Reading, instead, on Oscar night
So I skipped most of the Oscars in favor of a good book.
What can I say? Most of my favorite movies were filmed before 1980 anyway.
Reclining in a chair, alternating ice and heat on my aching back, I read instead. The book is "The Lady Upstairs," about former New York Post publisher Dorothy Schiff.
I learned all about the great newspaper strike of the '60s, about how the Post came out of it as the No. 1 P.M. newspaper in New York. I learned how Dolly, as she was known, became fascinated by Jackie O. I learned that she liked to ride the elevator alone to the Post's penthouse office in part because she was afraid she'd forget someone's name.
Page after page tells a familiar tale. Schiff bothers over the bottom line, lamenting losses, doing this and that to get the paper to turn a profit. (It eventually did, by the way.)

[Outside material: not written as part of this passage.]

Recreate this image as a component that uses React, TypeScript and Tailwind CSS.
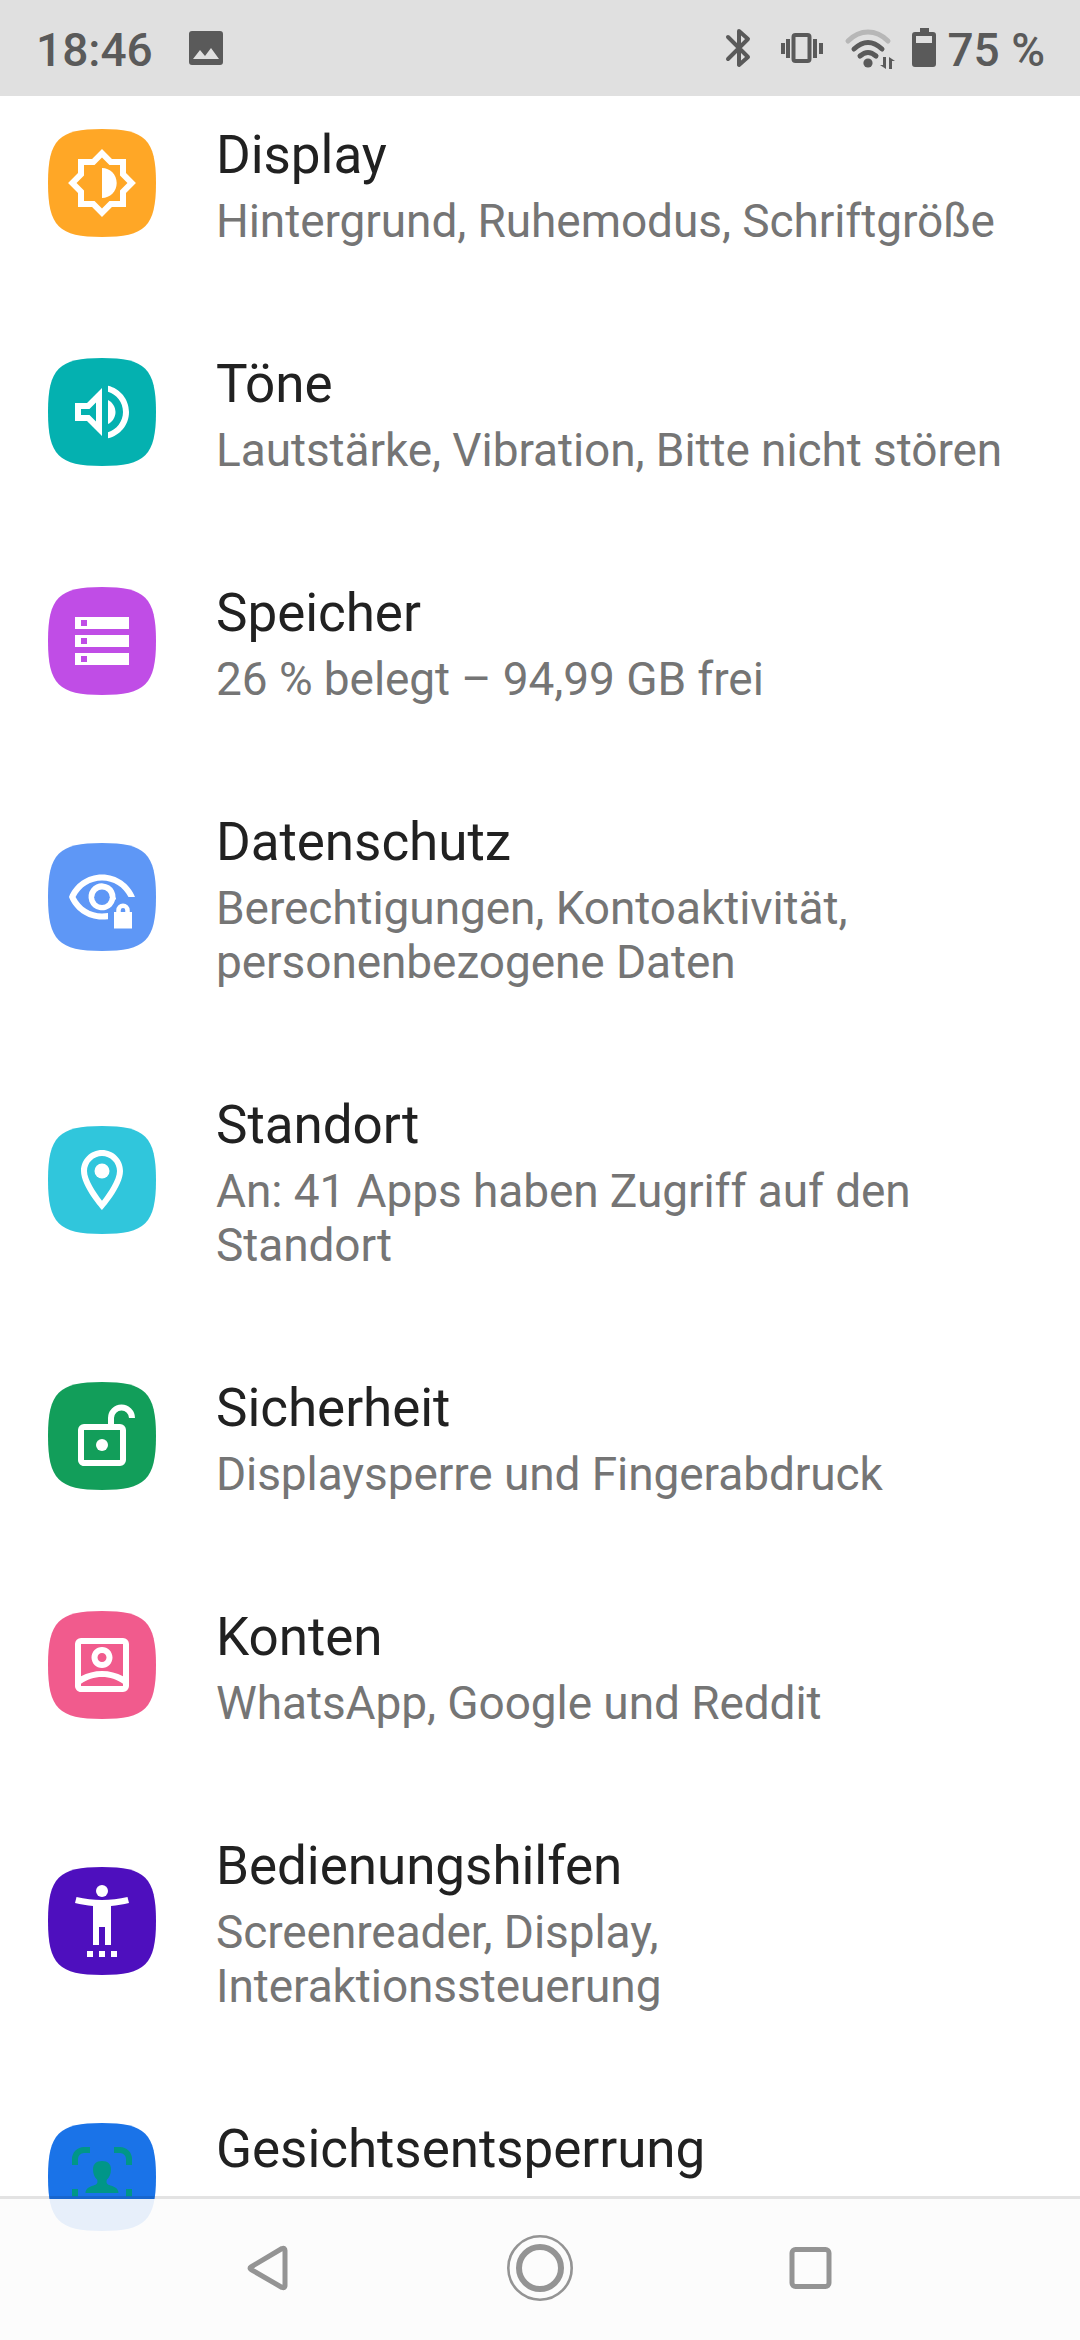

I haven't reached the grand finale, in which the liberal crusader sells her beloved Post to an Aussie who promptly flips its editorial pages 180 degrees. Only in America, right?
Reading about the Post's declining readership way back when makes me ponder over the present. I worry that we do not read anymore. Sound bites and social networks have all but obliterated our attention spans. The day may soon arrive in which metropolitan areas might not have even one daily paper.
But a sentence from the book stands out. Musing over why the Post endured, someone said it was because the paper had a POV, a strong, uncensored voice, one that stood for something, shouting from the figurative rooftops, even, when it was needed.
Seems like there's a lesson in that somewhere.
Oh, and yeah, I finally turned on the Oscars. I do wanna see "The King's Speech."